=== Written instruction ===
Word for word, print each line of the listing below; pictures stay out.

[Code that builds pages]
════════

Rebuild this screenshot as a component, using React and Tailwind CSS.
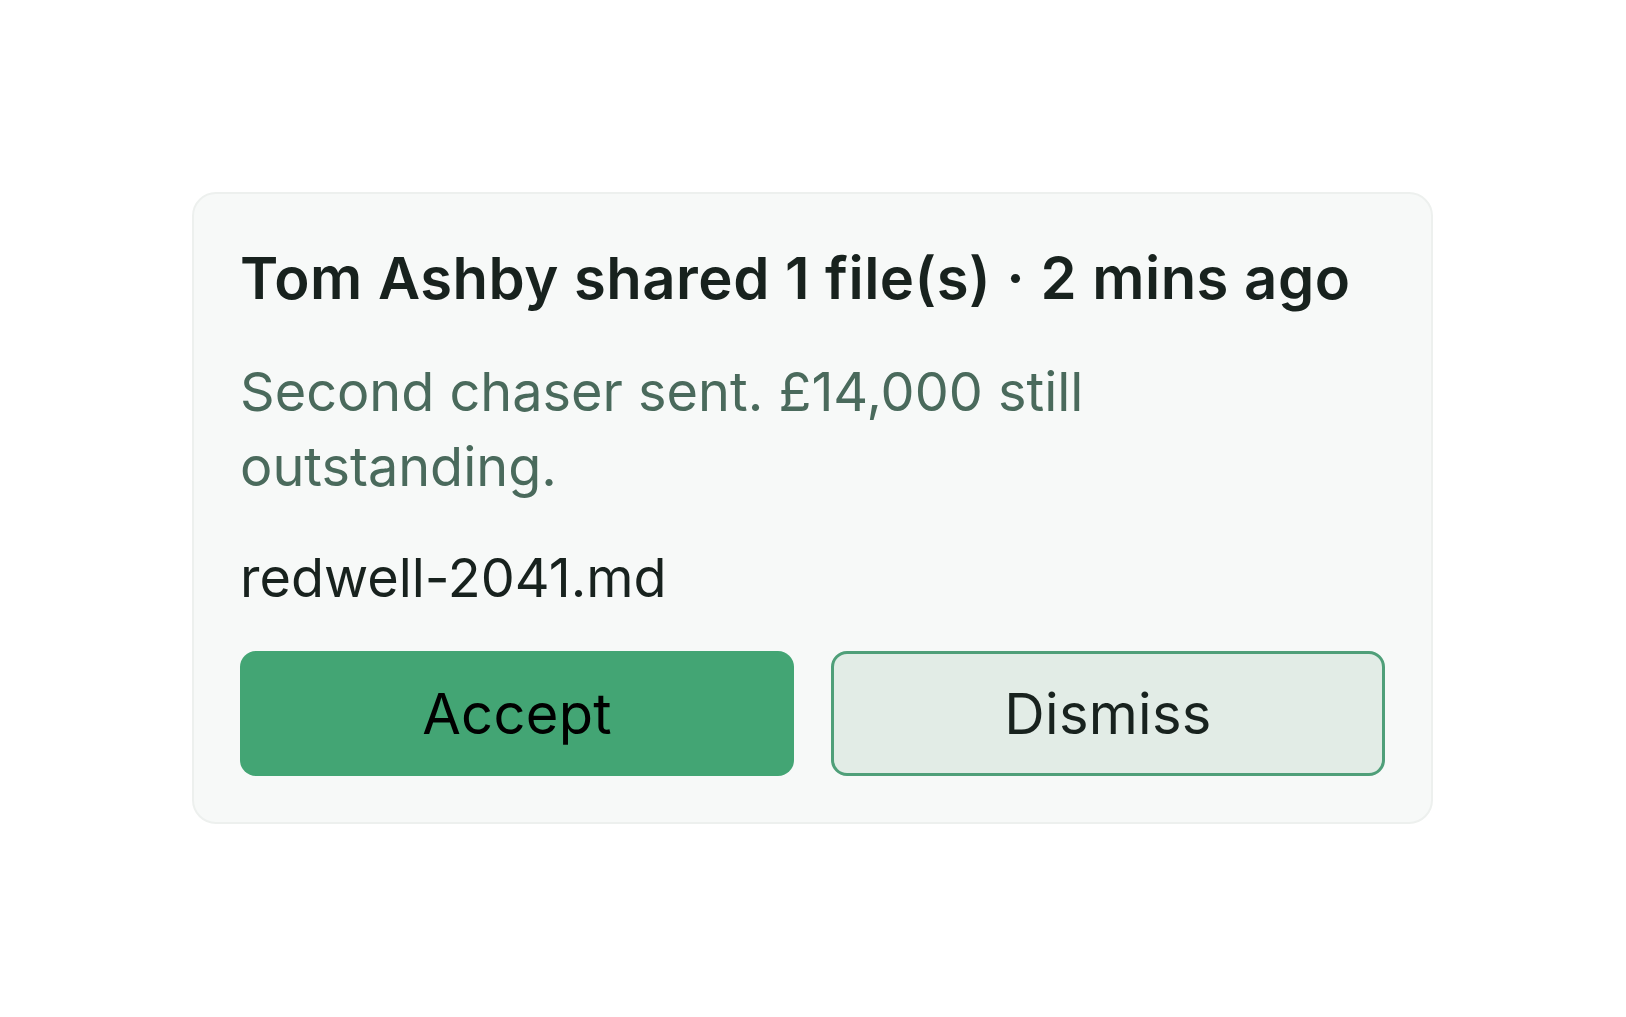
import React from "react";

const font = { fontFamily: "Inter, 'Noto Sans', sans-serif" };

export const ShareCard = () => {
  return (
    <div className="w-[1241px] rounded-[24px] border-2 border-[#edf0ee] bg-[#f7f9f8] p-[46px]">
      <h2 className="text-[58px] leading-[76px] font-semibold tracking-[0.5px] text-[#18221e]">
        Tom Ashby shared 1 file(s) · 2 mins ago
      </h2>
      <p className="mt-[38px] text-[54px] leading-[75px] text-[#4a6a5c]">
        Second chaser sent. £14,000 still outstanding.
      </p>
      <div className="mt-[36px] text-[54px] leading-[75px] text-[#18221e]">
        redwell-2041.md
      </div>
      <div className="mt-[36px] grid grid-cols-2 gap-[37px]">
        <button className="h-[125px] rounded-[16px] bg-[#43a574] text-[56px] tracking-[0.3px] text-black">
          Accept
        </button>
        <button className="h-[125px] rounded-[16px] border-[3px] border-[#4f9f79] bg-[#e2ece6] text-[56px] tracking-[0.3px] text-[#18221e]">
          Dismiss
        </button>
      </div>
    </div>
  );
};

export default function App() {
  return (
    <div className="min-h-screen bg-white pt-[192px] pl-[192px]" style={font}>
      <ShareCard />
    </div>
  );
}
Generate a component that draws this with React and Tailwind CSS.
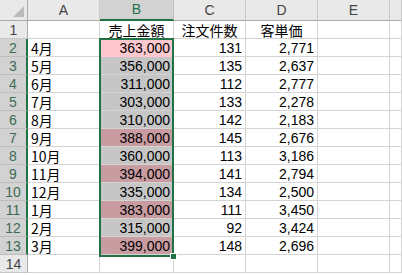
import React from "react";

const rows = [
  ["4月", "363,000", "131", "2,771", "light"],
  ["5月", "356,000", "135", "2,637", ""],
  ["6月", "311,000", "112", "2,777", ""],
  ["7月", "303,000", "133", "2,278", ""],
  ["8月", "310,000", "142", "2,183", ""],
  ["9月", "388,000", "145", "2,676", "pink"],
  ["10月", "360,000", "113", "3,186", ""],
  ["11月", "394,000", "141", "2,794", "pink"],
  ["12月", "335,000", "134", "2,500", ""],
  ["1月", "383,000", "111", "3,450", "pink"],
  ["2月", "315,000", "92", "3,424", ""],
  ["3月", "399,000", "148", "2,696", "pink"],
];

const cols = ["A", "B", "C", "D", "E", ""];
const jp = "font-['Noto_Sans_CJK_JP','Liberation_Sans',sans-serif]";
const num = "font-['Liberation_Sans','Noto_Sans_CJK_JP',sans-serif]";

function Cell({ children, className = "" }) {
  return (
    <div
      className={`h-[18px] flex items-center border-r border-b border-[#d4d4d4] px-[3px] text-[14px] leading-[18px] text-black whitespace-nowrap ${className}`}
    >
      {children}
    </div>
  );
}

function RowHead({ n, sel }) {
  return (
    <div
      className={`h-[18px] flex items-center justify-center text-[14px] leading-[18px] border-b ${num} ${
        sel
          ? "bg-[#d2d2d2] text-[#3d6a52] border-[#bdbdbd] border-r-2 border-r-[#217346]"
          : "bg-[#e9e9e9] text-[#444] border-[#c8c8c8] border-r border-r-[#ababab]"
      }`}
    >
      {n}
    </div>
  );
}

export default function App() {
  return (
    <div className="relative w-[402px] h-[275px] bg-white overflow-hidden">
      <div className="grid grid-cols-[28px_72px_74px_72px_72px_72px_12px]">
        <div className="relative h-[21px] bg-[#e9e9e9] border-r border-b border-[#ababab]">
          <div className="absolute right-[3px] bottom-[3px] w-0 h-0 border-l-[11px] border-l-transparent border-b-[11px] border-b-[#b9b9b9]" />
        </div>
        {cols.map((c, i) => (
          <div
            key={i}
            className={`h-[21px] flex items-center justify-center text-[14px] ${num} ${
              c === "B"
                ? "bg-[#d2d2d2] text-[#217346] border-r border-r-[#c0c0c0] border-b-2 border-b-[#217346]"
                : "bg-[#e9e9e9] text-[#444] border-r border-r-[#c8c8c8] border-b border-b-[#ababab]"
            }`}
          >
            {c}
          </div>
        ))}

        <RowHead n="1" />
        <Cell />
        <Cell className={`justify-center ${jp}`}>売上金額</Cell>
        <Cell className={`justify-center ${jp}`}>注文件数</Cell>
        <Cell className={`justify-center ${jp}`}>客単価</Cell>
        <Cell />
        <Cell />

        {rows.map((r, i) => {
          const [m, s, c, d, kind] = r;
          let bcls = "bg-[#c6c6c6] border-[#c6c6c6]";
          if (kind === "light") bcls = "bg-[#ffc7ce] border-[#ffc7ce] text-[#9c0006]";
          if (kind === "pink") bcls = "bg-[#c99ca2] border-[#c99ca2] text-[#6b0a0f]";
          return (
            <React.Fragment key={i}>
              <RowHead n={i + 2} sel />
              <Cell className={jp}>{m}</Cell>
              <Cell className={`justify-end ${num} ${bcls}`}>{s}</Cell>
              <Cell className={`justify-end ${num}`}>{c}</Cell>
              <Cell className={`justify-end ${num}`}>{d}</Cell>
              <Cell />
              <Cell />
            </React.Fragment>
          );
        })}

        <RowHead n="14" />
        <Cell />
        <Cell />
        <Cell />
        <Cell />
        <Cell />
        <Cell />
      </div>

      <div className="absolute left-[99px] top-[38px] w-[75px] h-[219px] border-2 border-[#217346]" />
      <div className="absolute left-[170px] top-[253px] w-[7px] h-[7px] bg-[#217346] border border-white" />
    </div>
  );
}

════════

=== Answer to this problem ===
Rebuild this screenshot as a component, using React and Tailwind CSS.
import React from "react";

const font = { fontFamily: "Inter, 'Noto Sans', sans-serif" };

export const ShareCard = () => {
  return (
    <div className="w-[1241px] rounded-[24px] border-2 border-[#edf0ee] bg-[#f7f9f8] p-[46px]">
      <h2 className="text-[58px] leading-[76px] font-semibold tracking-[0.5px] text-[#18221e]">
        Tom Ashby shared 1 file(s) · 2 mins ago
      </h2>
      <p className="mt-[38px] text-[54px] leading-[75px] text-[#4a6a5c]">
        Second chaser sent. £14,000 still outstanding.
      </p>
      <div className="mt-[36px] text-[54px] leading-[75px] text-[#18221e]">
        redwell-2041.md
      </div>
      <div className="mt-[36px] grid grid-cols-2 gap-[37px]">
        <button className="h-[125px] rounded-[16px] bg-[#43a574] text-[56px] tracking-[0.3px] text-black">
          Accept
        </button>
        <button className="h-[125px] rounded-[16px] border-[3px] border-[#4f9f79] bg-[#e2ece6] text-[56px] tracking-[0.3px] text-[#18221e]">
          Dismiss
        </button>
      </div>
    </div>
  );
};

export default function App() {
  return (
    <div className="min-h-screen bg-white pt-[192px] pl-[192px]" style={font}>
      <ShareCard />
    </div>
  );
}
Generate a component that draws this with React and Tailwind CSS.
import React from "react";

const rows = [
  ["4月", "363,000", "131", "2,771", "light"],
  ["5月", "356,000", "135", "2,637", ""],
  ["6月", "311,000", "112", "2,777", ""],
  ["7月", "303,000", "133", "2,278", ""],
  ["8月", "310,000", "142", "2,183", ""],
  ["9月", "388,000", "145", "2,676", "pink"],
  ["10月", "360,000", "113", "3,186", ""],
  ["11月", "394,000", "141", "2,794", "pink"],
  ["12月", "335,000", "134", "2,500", ""],
  ["1月", "383,000", "111", "3,450", "pink"],
  ["2月", "315,000", "92", "3,424", ""],
  ["3月", "399,000", "148", "2,696", "pink"],
];

const cols = ["A", "B", "C", "D", "E", ""];
const jp = "font-['Noto_Sans_CJK_JP','Liberation_Sans',sans-serif]";
const num = "font-['Liberation_Sans','Noto_Sans_CJK_JP',sans-serif]";

function Cell({ children, className = "" }) {
  return (
    <div
      className={`h-[18px] flex items-center border-r border-b border-[#d4d4d4] px-[3px] text-[14px] leading-[18px] text-black whitespace-nowrap ${className}`}
    >
      {children}
    </div>
  );
}

function RowHead({ n, sel }) {
  return (
    <div
      className={`h-[18px] flex items-center justify-center text-[14px] leading-[18px] border-b ${num} ${
        sel
          ? "bg-[#d2d2d2] text-[#3d6a52] border-[#bdbdbd] border-r-2 border-r-[#217346]"
          : "bg-[#e9e9e9] text-[#444] border-[#c8c8c8] border-r border-r-[#ababab]"
      }`}
    >
      {n}
    </div>
  );
}

export default function App() {
  return (
    <div className="relative w-[402px] h-[275px] bg-white overflow-hidden">
      <div className="grid grid-cols-[28px_72px_74px_72px_72px_72px_12px]">
        <div className="relative h-[21px] bg-[#e9e9e9] border-r border-b border-[#ababab]">
          <div className="absolute right-[3px] bottom-[3px] w-0 h-0 border-l-[11px] border-l-transparent border-b-[11px] border-b-[#b9b9b9]" />
        </div>
        {cols.map((c, i) => (
          <div
            key={i}
            className={`h-[21px] flex items-center justify-center text-[14px] ${num} ${
              c === "B"
                ? "bg-[#d2d2d2] text-[#217346] border-r border-r-[#c0c0c0] border-b-2 border-b-[#217346]"
                : "bg-[#e9e9e9] text-[#444] border-r border-r-[#c8c8c8] border-b border-b-[#ababab]"
            }`}
          >
            {c}
          </div>
        ))}

        <RowHead n="1" />
        <Cell />
        <Cell className={`justify-center ${jp}`}>売上金額</Cell>
        <Cell className={`justify-center ${jp}`}>注文件数</Cell>
        <Cell className={`justify-center ${jp}`}>客単価</Cell>
        <Cell />
        <Cell />

        {rows.map((r, i) => {
          const [m, s, c, d, kind] = r;
          let bcls = "bg-[#c6c6c6] border-[#c6c6c6]";
          if (kind === "light") bcls = "bg-[#ffc7ce] border-[#ffc7ce] text-[#9c0006]";
          if (kind === "pink") bcls = "bg-[#c99ca2] border-[#c99ca2] text-[#6b0a0f]";
          return (
            <React.Fragment key={i}>
              <RowHead n={i + 2} sel />
              <Cell className={jp}>{m}</Cell>
              <Cell className={`justify-end ${num} ${bcls}`}>{s}</Cell>
              <Cell className={`justify-end ${num}`}>{c}</Cell>
              <Cell className={`justify-end ${num}`}>{d}</Cell>
              <Cell />
              <Cell />
            </React.Fragment>
          );
        })}

        <RowHead n="14" />
        <Cell />
        <Cell />
        <Cell />
        <Cell />
        <Cell />
        <Cell />
      </div>

      <div className="absolute left-[99px] top-[38px] w-[75px] h-[219px] border-2 border-[#217346]" />
      <div className="absolute left-[170px] top-[253px] w-[7px] h-[7px] bg-[#217346] border border-white" />
    </div>
  );
}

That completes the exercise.